The couple, Eric and Ilsa are both high earning medical professionals. Eric who is 41 is a physician that earns $200,000 a year. He also teaches at a university for which he makes another $100,000 annually. Ilsa, 39, is a dentist currently on maternity leave who will bring in another $150,000 when she returns to work. So $300,000 annual household income currently (or $25,000 per month) and will increase to $450,000 annually or $37,500 per month once Ilsa returns to work.
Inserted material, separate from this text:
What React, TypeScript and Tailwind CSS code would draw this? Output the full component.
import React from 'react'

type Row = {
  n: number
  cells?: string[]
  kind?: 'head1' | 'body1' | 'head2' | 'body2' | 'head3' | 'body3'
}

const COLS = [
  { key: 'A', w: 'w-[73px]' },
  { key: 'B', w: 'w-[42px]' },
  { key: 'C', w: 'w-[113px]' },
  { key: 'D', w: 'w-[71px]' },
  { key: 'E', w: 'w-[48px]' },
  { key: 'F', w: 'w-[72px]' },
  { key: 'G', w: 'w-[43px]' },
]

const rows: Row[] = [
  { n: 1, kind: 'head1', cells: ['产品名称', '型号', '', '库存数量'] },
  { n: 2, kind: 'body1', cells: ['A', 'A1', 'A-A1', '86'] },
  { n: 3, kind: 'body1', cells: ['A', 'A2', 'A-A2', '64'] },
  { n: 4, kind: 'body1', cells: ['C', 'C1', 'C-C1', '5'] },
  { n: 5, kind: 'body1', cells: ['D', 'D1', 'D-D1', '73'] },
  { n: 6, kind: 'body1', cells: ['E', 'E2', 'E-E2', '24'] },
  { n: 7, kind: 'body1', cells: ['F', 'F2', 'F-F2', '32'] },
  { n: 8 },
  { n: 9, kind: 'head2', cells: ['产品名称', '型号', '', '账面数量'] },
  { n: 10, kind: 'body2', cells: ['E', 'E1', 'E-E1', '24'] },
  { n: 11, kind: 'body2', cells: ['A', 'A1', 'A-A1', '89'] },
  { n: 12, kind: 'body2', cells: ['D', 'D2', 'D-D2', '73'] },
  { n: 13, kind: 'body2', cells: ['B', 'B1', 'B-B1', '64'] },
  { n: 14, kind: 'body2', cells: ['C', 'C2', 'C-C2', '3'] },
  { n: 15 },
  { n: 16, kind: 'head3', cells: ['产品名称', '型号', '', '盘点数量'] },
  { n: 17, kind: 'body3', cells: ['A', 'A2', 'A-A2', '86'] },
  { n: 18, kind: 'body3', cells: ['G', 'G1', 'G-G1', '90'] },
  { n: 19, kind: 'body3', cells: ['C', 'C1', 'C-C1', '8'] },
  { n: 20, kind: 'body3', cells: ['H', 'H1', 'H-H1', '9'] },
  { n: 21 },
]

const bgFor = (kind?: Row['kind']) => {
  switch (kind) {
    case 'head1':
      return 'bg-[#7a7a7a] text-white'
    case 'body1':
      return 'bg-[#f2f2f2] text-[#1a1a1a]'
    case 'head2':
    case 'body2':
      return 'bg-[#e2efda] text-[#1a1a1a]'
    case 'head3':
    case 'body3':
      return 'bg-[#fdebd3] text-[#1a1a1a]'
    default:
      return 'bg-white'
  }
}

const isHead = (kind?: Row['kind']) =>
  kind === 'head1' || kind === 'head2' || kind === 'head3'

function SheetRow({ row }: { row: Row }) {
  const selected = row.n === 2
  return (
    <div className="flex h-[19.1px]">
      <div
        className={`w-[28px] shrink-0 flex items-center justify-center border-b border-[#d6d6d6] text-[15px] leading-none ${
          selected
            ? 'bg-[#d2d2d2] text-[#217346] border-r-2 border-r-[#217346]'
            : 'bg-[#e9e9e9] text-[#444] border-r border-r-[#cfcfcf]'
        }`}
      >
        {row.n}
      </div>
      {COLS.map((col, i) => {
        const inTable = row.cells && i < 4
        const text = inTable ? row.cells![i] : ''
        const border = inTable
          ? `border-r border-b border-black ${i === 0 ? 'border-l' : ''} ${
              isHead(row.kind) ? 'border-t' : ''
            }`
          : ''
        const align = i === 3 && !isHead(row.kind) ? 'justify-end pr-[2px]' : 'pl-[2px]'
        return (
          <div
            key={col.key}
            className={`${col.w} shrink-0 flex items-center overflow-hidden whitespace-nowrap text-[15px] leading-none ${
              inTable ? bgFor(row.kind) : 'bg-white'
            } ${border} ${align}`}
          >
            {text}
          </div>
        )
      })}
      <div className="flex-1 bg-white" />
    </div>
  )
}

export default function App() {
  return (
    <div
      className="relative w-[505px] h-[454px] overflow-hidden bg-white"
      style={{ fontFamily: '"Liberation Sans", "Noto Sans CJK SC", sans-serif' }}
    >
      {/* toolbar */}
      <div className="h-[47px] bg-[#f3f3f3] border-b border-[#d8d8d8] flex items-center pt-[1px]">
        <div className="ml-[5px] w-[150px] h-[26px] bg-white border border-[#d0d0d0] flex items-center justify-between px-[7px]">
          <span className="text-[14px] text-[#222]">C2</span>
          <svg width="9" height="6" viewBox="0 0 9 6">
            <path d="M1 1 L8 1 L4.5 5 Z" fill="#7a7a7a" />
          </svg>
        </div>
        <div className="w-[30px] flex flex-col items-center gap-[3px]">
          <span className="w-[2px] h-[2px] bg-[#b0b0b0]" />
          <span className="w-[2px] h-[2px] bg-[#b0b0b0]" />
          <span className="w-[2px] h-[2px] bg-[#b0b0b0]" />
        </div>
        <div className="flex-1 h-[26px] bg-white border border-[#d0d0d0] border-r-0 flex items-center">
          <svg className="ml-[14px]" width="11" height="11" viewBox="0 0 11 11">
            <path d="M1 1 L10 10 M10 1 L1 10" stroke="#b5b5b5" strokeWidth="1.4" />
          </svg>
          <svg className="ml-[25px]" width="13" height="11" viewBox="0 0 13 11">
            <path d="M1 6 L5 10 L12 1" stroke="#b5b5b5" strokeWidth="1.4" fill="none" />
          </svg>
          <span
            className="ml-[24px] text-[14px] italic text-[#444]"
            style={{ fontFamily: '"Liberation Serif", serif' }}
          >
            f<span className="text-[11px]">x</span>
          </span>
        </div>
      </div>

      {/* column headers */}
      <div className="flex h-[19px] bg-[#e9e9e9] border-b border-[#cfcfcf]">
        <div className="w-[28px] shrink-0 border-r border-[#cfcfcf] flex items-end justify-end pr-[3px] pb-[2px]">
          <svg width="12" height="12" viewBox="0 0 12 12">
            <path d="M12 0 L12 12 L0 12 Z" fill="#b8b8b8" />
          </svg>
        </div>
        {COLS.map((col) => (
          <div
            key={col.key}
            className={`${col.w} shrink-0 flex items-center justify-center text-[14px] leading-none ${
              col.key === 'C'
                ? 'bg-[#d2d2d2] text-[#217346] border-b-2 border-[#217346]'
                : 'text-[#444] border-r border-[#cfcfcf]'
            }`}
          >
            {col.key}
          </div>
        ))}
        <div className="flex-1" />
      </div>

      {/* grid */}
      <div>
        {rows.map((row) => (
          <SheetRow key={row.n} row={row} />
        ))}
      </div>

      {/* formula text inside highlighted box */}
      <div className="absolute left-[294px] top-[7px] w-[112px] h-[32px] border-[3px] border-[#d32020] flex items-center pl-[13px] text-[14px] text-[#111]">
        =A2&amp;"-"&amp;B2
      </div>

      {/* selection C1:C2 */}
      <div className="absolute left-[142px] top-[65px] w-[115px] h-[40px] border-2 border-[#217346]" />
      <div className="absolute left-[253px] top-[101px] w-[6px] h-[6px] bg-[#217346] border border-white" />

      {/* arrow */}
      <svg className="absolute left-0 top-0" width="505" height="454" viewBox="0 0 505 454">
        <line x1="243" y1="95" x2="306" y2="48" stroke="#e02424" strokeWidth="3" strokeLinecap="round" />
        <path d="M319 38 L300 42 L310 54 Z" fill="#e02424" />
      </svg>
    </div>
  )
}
Those income levels are something I can’t even imagine. I’m sure most of the readers will love to have that kind of income too! Despite their high income and prosperity, they can’t make ends meet. What the heck are they doing?
From the article:
They are living rent free in a relative’s house (they pay taxes, utilities and upkeep) and “regret not having bought a house years ago,” Eric writes in an e-mail. Houses in their Vancouver neighbourhood have doubled in price in the past two years. The house where they live is going up for sale soon, so they need to move quickly.
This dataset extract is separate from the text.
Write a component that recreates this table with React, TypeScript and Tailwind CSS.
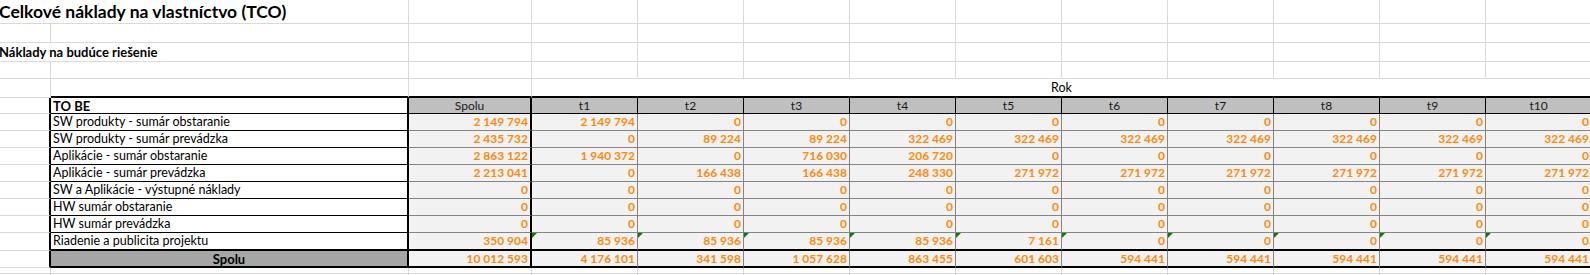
import React from "react";

const years = ["t1", "t2", "t3", "t4", "t5", "t6", "t7", "t8", "t9", "t10"];
const zeros = ["0", "0", "0", "0", "0", "0", "0", "0", "0", "0"];

const rows = [
  {
    label: "SW produkty - sumár obstaranie",
    total: "2 149 794",
    vals: ["2 149 794", "0", "0", "0", "0", "0", "0", "0", "0", "0"],
  },
  {
    label: "SW produkty - sumár prevádzka",
    total: "2 435 732",
    vals: ["0", "89 224", "89 224", "322 469", "322 469", "322 469", "322 469", "322 469", "322 469", "322 469"],
  },
  {
    label: "Aplikácie - sumár obstaranie",
    total: "2 863 122",
    vals: ["1 940 372", "0", "716 030", "206 720", "0", "0", "0", "0", "0", "0"],
  },
  {
    label: "Aplikácie - sumár prevádzka",
    total: "2 213 041",
    vals: ["0", "166 438", "166 438", "248 330", "271 972", "271 972", "271 972", "271 972", "271 972", "271 972"],
  },
  { label: "SW a Aplikácie - výstupné náklady", total: "0", vals: zeros },
  { label: "HW sumár obstaranie", total: "0", vals: zeros },
  { label: "HW sumár prevádzka", total: "0", vals: zeros },
];

const project = {
  label: "Riadenie a publicita projektu",
  total: "350 904",
  vals: ["85 936", "85 936", "85 936", "85 936", "7 161", "0", "0", "0", "0", "0"],
};

const sums = ["4 176 101", "341 598", "1 057 628", "863 455", "601 603", "594 441", "594 441", "594 441", "594 441", "594 441"];

// plain sheet cells with light gridlines
const Blank = ({ n, h }: { n: number; h: string }) => (
  <>
    {Array.from({ length: n }).map((_, i) => (
      <div key={i} className={`${h} border-r border-b border-[#d9d9d9]`} />
    ))}
  </>
);

const Num = ({ v, cls }: { v: string; cls: string }) => (
  <div className={`${cls} relative bg-[#f2f2f2] flex items-center justify-end pr-[2px] whitespace-nowrap font-bold text-[#ff8a0d]`}>
    {v}
  </div>
);

const Flag = () => (
  <span className="absolute top-0 left-0 w-0 h-0 border-t-[5px] border-r-[5px] border-t-[#0a7a0a] border-r-transparent" />
);

export default function App() {
  return (
    <div className="w-[1590px] h-[275px] overflow-hidden bg-white [font-family:Lato,sans-serif] text-[12px] leading-[16px] text-black">
      <div className="grid grid-cols-[51px_358px_123px_repeat(10,106px)] w-[1592px]">
        {/* title */}
        <div className="col-span-2 h-[24px] border-r border-b border-[#d9d9d9] flex items-end pb-[1px]">
          <span className="-ml-[1px] whitespace-nowrap text-[17.5px] leading-[21px] font-bold">
            Celkové náklady na vlastníctvo (TCO)
          </span>
        </div>
        <Blank n={11} h="h-[24px]" />

        <Blank n={13} h="h-[19px]" />

        <div className="col-span-2 h-[19px] border-r border-b border-[#d9d9d9] flex items-end pb-[1px]">
          <span className="-ml-[1px] whitespace-nowrap font-bold text-[13px]">Náklady na budúce riešenie</span>
        </div>
        <Blank n={11} h="h-[19px]" />

        <Blank n={13} h="h-[17px]" />

        {/* Rok */}
        <div className="h-[19px] border-r border-b border-[#d9d9d9]" />
        <div className="h-[19px] border-r border-r-[#d9d9d9] border-b-2 border-b-black" />
        <div className="h-[19px] border-r border-r-[#d9d9d9] border-b-2 border-b-black" />
        <div className="col-span-10 h-[19px] border-r border-r-[#d9d9d9] border-b-2 border-b-black flex items-center justify-center text-[12.5px]">
          Rok
        </div>

        {/* header */}
        <div className="h-[16px] border-r-2 border-r-black border-b border-b-[#d9d9d9]" />
        <div className="h-[16px] border-r-2 border-r-black border-b border-b-black pl-[2px] flex items-center font-bold text-[13px]">
          TO BE
        </div>
        <div className="h-[16px] bg-[#bfbfbf] border-r-2 border-r-black border-b border-b-black flex items-center justify-center text-[#1a1a1a]">
          Spolu
        </div>
        {years.map((y) => (
          <div key={y} className="h-[16px] bg-[#bfbfbf] border-r border-b border-black flex items-center justify-center text-[#1a1a1a]">
            {y}
          </div>
        ))}

        {/* data rows */}
        {rows.map((r) => (
          <React.Fragment key={r.label}>
            <div className="h-[17px] border-r-2 border-r-black border-b border-b-[#d9d9d9]" />
            <div className="h-[17px] border-r-2 border-r-black border-b border-b-black pl-[2px] flex items-center whitespace-nowrap text-[12.5px]">
              {r.label}
            </div>
            <Num v={r.total} cls="h-[17px] border-r-2 border-r-black border-b border-b-[#858585]" />
            {r.vals.map((v, i) => (
              <Num key={i} v={v} cls="h-[17px] border-r border-b border-[#858585]" />
            ))}
          </React.Fragment>
        ))}

        {/* project row */}
        <div className="h-[18px] border-r-2 border-r-black border-b border-b-[#d9d9d9]" />
        <div className="h-[18px] border-r-2 border-r-black border-b-2 border-b-black pl-[2px] flex items-center whitespace-nowrap text-[12.5px]">
          {project.label}
        </div>
        <Num v={project.total} cls="h-[18px] border-r-2 border-r-black border-b-2 border-b-black" />
        {project.vals.map((v, i) => (
          <div key={i} className="h-[18px] relative bg-[#f2f2f2] border-r border-r-[#858585] border-b-2 border-b-black flex items-center justify-end pr-[2px] whitespace-nowrap font-bold text-[#ff8a0d]">
            <Flag />
            {v}
          </div>
        ))}

        {/* total row */}
        <div className="h-[17px] border-r-2 border-r-black border-b border-b-[#d9d9d9]" />
        <div className="h-[17px] bg-[#a6a6a6] border-r-2 border-r-black border-b-2 border-b-black flex items-center justify-center font-bold text-[13px]">
          Spolu
        </div>
        <Num v="10 012 593" cls="h-[17px] border-r-2 border-r-black border-b-2 border-b-black" />
        {sums.map((v, i) => (
          <Num key={i} v={v} cls="h-[17px] border-r border-r-[#858585] border-b-2 border-b-black" />
        ))}

        <Blank n={13} h="h-[6px]" />
        <Blank n={13} h="h-[17px]" />
      </div>
    </div>
  );
}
Last fall, they bought a building lot for $1.1-million and are planning to build a house large enough for their family and a live-in nanny. But with a combined income of $360,000 ($450,000 when Ilsa returns to work) and an $800,000 mortgage, can they afford the builder’s $1-million price tag? Who will lend them the money?
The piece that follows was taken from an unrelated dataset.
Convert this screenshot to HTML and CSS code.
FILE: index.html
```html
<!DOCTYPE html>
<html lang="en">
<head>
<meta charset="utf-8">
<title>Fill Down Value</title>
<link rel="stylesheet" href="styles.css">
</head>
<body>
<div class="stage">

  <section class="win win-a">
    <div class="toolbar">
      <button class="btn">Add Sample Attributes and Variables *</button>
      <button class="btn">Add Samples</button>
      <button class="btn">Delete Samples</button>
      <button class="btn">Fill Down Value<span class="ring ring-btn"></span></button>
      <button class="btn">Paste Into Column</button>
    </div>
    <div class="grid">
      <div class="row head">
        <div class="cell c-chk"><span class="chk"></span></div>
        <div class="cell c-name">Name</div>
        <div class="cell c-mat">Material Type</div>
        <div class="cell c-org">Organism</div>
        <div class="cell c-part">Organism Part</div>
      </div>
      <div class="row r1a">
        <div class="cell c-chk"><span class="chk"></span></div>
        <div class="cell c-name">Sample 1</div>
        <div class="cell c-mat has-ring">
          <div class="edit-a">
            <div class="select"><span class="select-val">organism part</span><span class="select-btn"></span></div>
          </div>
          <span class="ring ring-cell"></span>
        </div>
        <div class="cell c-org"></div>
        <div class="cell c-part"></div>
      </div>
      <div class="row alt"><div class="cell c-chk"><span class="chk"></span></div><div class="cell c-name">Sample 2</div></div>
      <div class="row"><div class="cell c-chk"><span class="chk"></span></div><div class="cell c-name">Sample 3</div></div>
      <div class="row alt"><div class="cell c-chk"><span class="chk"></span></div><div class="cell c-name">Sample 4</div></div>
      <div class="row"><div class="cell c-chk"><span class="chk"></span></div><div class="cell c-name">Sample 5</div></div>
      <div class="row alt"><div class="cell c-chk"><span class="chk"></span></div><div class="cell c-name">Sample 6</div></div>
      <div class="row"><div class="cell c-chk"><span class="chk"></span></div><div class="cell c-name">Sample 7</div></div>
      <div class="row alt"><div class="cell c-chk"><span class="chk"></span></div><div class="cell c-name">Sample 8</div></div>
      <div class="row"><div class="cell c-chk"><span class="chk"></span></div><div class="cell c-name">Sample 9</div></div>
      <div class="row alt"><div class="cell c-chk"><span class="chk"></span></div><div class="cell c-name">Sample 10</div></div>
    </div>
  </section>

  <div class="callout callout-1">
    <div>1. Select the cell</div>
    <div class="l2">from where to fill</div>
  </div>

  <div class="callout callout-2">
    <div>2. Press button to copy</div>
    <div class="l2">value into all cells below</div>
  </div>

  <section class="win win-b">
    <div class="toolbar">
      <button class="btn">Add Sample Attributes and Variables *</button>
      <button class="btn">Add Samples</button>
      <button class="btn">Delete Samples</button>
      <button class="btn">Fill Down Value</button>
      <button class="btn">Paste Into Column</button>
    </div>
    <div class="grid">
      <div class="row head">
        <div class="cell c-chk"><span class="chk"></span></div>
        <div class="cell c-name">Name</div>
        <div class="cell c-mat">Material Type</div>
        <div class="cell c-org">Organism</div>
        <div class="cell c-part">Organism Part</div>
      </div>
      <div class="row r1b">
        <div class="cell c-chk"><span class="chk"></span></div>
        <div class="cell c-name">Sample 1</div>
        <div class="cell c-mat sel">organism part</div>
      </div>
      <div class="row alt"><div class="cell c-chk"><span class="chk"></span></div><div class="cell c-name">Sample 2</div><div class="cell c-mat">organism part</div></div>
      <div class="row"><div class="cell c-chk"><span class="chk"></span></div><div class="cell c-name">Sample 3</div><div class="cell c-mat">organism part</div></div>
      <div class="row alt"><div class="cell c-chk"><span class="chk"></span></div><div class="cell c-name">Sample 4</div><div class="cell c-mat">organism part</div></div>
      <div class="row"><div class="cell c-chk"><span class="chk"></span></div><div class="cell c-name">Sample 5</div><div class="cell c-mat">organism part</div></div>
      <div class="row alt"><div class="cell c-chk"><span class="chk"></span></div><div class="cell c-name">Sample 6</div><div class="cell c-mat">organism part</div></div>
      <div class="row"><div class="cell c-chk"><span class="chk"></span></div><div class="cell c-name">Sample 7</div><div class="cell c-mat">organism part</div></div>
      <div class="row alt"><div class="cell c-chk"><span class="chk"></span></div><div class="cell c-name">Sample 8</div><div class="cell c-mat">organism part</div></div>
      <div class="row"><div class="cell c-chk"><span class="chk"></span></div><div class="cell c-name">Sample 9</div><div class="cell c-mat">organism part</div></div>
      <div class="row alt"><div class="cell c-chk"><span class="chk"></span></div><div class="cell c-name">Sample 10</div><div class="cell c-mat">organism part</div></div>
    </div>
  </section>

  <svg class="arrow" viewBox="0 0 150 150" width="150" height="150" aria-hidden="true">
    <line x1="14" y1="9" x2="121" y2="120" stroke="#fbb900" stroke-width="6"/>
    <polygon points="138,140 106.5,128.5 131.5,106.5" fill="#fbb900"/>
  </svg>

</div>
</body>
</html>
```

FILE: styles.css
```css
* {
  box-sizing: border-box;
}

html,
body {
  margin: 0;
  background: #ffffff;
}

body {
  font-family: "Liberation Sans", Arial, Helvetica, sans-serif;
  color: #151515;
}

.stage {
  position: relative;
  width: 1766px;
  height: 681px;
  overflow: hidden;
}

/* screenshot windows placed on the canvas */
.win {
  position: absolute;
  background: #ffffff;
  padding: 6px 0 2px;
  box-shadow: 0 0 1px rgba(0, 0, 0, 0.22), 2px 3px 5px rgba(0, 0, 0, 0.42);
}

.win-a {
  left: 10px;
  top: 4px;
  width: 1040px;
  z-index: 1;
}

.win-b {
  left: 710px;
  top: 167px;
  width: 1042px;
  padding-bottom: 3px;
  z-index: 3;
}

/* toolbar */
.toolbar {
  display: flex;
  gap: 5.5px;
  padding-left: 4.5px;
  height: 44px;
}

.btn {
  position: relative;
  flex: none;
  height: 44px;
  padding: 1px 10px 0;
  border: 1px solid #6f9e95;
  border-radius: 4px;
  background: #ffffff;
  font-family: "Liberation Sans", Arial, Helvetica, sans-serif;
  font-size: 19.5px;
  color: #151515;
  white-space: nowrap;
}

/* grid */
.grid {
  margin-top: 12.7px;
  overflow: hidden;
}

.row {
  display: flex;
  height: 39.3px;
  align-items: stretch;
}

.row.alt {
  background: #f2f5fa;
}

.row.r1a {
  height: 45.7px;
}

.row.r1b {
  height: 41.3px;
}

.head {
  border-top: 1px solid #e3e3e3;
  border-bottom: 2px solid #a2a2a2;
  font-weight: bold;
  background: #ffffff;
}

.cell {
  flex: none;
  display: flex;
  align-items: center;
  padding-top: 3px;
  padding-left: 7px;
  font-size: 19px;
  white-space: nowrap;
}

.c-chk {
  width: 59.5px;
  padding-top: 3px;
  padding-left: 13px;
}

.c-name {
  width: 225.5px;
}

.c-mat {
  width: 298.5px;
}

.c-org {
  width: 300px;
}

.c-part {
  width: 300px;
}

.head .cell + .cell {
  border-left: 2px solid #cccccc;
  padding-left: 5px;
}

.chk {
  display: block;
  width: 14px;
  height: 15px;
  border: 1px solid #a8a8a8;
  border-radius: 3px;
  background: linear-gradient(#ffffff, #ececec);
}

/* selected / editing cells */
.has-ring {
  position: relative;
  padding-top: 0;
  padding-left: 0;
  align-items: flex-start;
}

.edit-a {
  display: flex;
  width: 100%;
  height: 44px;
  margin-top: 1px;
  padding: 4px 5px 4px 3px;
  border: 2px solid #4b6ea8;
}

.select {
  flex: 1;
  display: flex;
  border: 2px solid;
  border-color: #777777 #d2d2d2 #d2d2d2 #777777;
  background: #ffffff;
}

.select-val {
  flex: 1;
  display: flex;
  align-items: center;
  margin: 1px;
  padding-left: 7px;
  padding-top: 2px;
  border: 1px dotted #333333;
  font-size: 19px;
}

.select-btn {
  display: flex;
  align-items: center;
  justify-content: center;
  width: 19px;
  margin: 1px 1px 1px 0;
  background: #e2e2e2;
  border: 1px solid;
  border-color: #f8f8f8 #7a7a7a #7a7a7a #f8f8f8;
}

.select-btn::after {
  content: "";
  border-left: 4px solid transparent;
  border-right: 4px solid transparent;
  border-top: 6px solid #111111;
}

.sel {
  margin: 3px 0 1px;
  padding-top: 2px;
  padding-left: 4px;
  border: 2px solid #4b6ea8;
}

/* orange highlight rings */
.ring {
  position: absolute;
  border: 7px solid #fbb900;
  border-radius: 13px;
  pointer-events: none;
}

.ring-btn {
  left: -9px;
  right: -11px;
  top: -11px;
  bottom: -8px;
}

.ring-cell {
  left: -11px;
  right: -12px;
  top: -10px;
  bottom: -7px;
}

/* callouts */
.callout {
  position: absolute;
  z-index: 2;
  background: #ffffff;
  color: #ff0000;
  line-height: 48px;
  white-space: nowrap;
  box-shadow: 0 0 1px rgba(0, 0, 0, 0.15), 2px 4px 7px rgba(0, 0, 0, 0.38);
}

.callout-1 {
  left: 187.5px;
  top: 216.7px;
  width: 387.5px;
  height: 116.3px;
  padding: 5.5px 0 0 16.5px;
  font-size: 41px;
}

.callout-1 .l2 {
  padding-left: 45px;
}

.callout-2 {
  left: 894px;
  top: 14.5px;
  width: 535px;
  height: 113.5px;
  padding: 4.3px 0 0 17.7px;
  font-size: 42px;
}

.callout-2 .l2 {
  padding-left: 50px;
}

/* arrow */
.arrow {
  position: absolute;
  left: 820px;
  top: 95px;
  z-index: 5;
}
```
“Two professionals should be able to afford a modest house, but we can’t get the numbers to work and would appreciate some help,” Eric writes. He earns $200,000 a year working in a medical clinic. But his real love is teaching, which he does one day a week at a university; this earns him $100,000 a year.
“I have no pension whatsoever, but like my parents, colleagues and mentors, I love my work and plan to keep going well into my 80s, so retiring is not a big concern, just living,” Eric writes.
The people: Eric, 41, Ilsa, 39, and their five children (ranging age from less than a year to 9)
Monthly net income: $25,000
Cash in bank $6,000
Residential building lot $1.1-million
Property tax $1,000
Maintenance, garden $190
Children’s activities $1,000
Summer camp $600
Child care $2,800
Gifts, charitable $320
Vacation, travel $2,000
Dining, entertainment $200; sports
Miscellaneous (furniture, toys) $400
Health insurance $50
Telecom, Internet $80
Professional associations $500.
Mortgage $800,000 at 2.6 per cent
Holy cow! $25,600 in monthly expenses! And they only make $25,000 per month right now. They’re in the red for $600 each month and they’ll only manage to be in the green once Ilsa goes back to work… but that also means the child care expense will increase.
Is it evil for me to say that I don’t feel sorry for them at all? Medical professionals work super hard and deserve every cent they earn. But when they have no financial literacy you end up like Eric and Ilsa. It’s shocking considering so many bloggers have extremely high savings rate like 50% or more. These bloggers certainly put Eric and Ilsa to shame when it comes to savings rate.
Looking at their expenses a few things jumped out at me. Let’s ignore their mortgage and property tax payment for now since Vancouver real estate is a bit out of whack…
1. $2,000 in grocery bill seems quite high. I know they have 5 kids but $2,000 seems really high.
2. In the article it says all 5 kids will go to private school, hence for the $5,400 per month tuition. I’d imagine this amount will only increase once the younger kids get older. I can’t imagine spending that much money for schooling. Is private school really that much better than public school?
3. Children’s activities for $1,000 seems high, I’m curious what these involve, considering they’re spending $2,800 each month in child care.
4. Good to see that they’re putting $3,000 in RRSP each month but that’s not even close to the maximum 18% allowable contribution they can make. If they were to contribute less, then the monthly expenses would come below monthly income.
Whichever way you put it, over $25,000 in monthly expenses is a lot! I hope Eric and Ilsa will take a serious look at their monthly expenses and reduce their spending somehow. They can probably cut out a lot of luxury items to reduce their expenses. Our household has 3 people and our monthly spending is a small fraction of $25,600. I sure hope Eric and Ilsa get some education in personal finance and quickly turn their monthly deficit into surplus! Live below your means!
Another thought… although the couple has assets of $1,286,900, they have liabilities of $800,000. This means that their net worth is $486,900. Considering their income level and their age, I think their net worth is actually quite low. This is taken into account that they were staying at their relative’s house rent free while they finish building their house.